** BEGIN **
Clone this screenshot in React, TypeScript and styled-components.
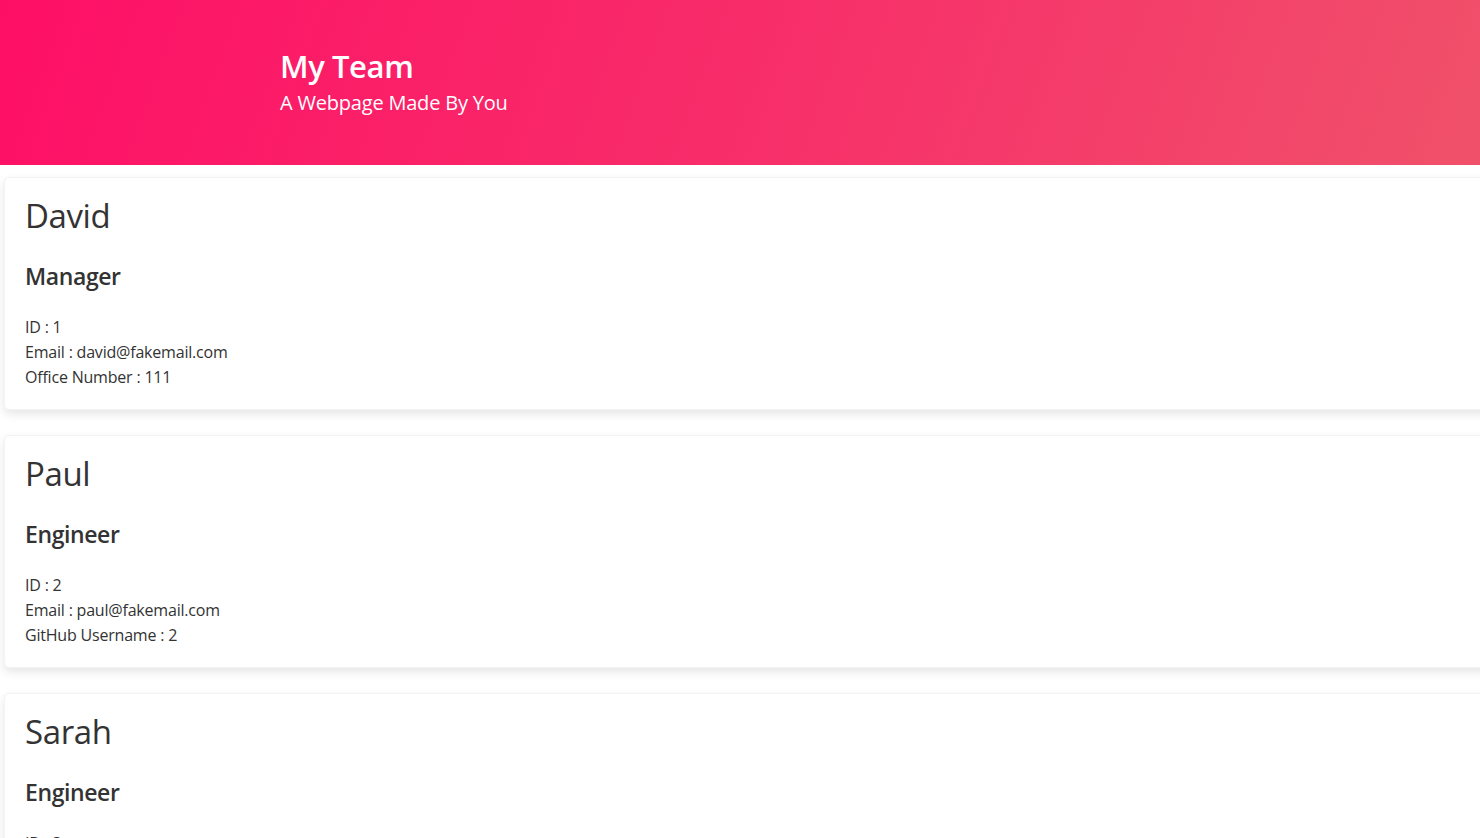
import styled, { createGlobalStyle } from 'styled-components';

const GlobalStyle = createGlobalStyle`
	html, body {
		margin: 0;
		padding: 0;
		overflow-x: hidden;
		background: #ffffff;
		font-family: 'Open Sans', 'Noto Sans', sans-serif;
		color: #333333;
	}
`;

const Header = styled.header`
	height: 165px;
	background: linear-gradient(110deg, #fe0f66 0%, #f7306a 55%, #f0516a 100%);
	color: #ffffff;
	padding: 0 0 0 280px;
	display: flex;
	flex-direction: column;
	justify-content: center;
	box-sizing: border-box;

	h1 {
		margin: 0 0 4px;
		font-size: 31px;
		font-weight: 600;
		line-height: 1.2;
		letter-spacing: -0.4px;
	}

	p {
		margin: 0;
		font-size: 20px;
		line-height: 1.4;
		letter-spacing: -0.2px;
	}
`;

const List = styled.main`
	display: flex;
	flex-direction: column;
	gap: 25px;
	padding: 12px 0 0 4px;
`;

const Card = styled.section`
	width: calc(100% + 20px);
	box-sizing: border-box;
	background: #ffffff;
	border-radius: 5px;
	border: 1px solid #f3f3f3;
	box-shadow: 0 4px 10px rgba(0, 0, 0, 0.1);
	padding: 18px 20px 20px;
	height: 233px;

	h2 {
		margin: 0;
		font-size: 33px;
		font-weight: 500;
		line-height: 1.2;
		letter-spacing: -0.4px;
	}

	h3 {
		margin: 27px 0 0;
		font-size: 23px;
		font-weight: 600;
		line-height: 1.2;
		letter-spacing: -0.4px;
	}
`;

const Details = styled.ul`
	list-style: none;
	margin: 25px 0 0;
	padding: 0;

	li {
		font-size: 16px;
		line-height: 25px;
		letter-spacing: -0.2px;
	}
`;

type Member = {
	name: string;
	role: string;
	id: number;
	email: string;
	extraLabel: string;
	extraValue: string;
};

const team: Member[] = [
	{ name: 'David', role: 'Manager', id: 1, email: 'david@fakemail.com', extraLabel: 'Office Number', extraValue: '111' },
	{ name: 'Paul', role: 'Engineer', id: 2, email: 'paul@fakemail.com', extraLabel: 'GitHub Username', extraValue: '2' },
	{ name: 'Sarah', role: 'Engineer', id: 3, email: 'sarah@fakemail.com', extraLabel: 'GitHub Username', extraValue: '3' },
];

export default function App() {
	return (
		<>
			<GlobalStyle />
			<Header>
				<h1>My Team</h1>
				<p>A Webpage Made By You</p>
			</Header>
			<List>
				{team.map((m) => (
					<Card key={m.id}>
						<h2>{m.name}</h2>
						<h3>{m.role}</h3>
						<Details>
							<li>ID : {m.id}</li>
							<li>Email : {m.email}</li>
							<li>
								{m.extraLabel} : {m.extraValue}
							</li>
						</Details>
					</Card>
				))}
			</List>
		</>
	);
}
** END **
▸ **Given request**: Lines of the listing that contain the word "components" are to be counted; report only their number.

▸ **Reply to the task**: 2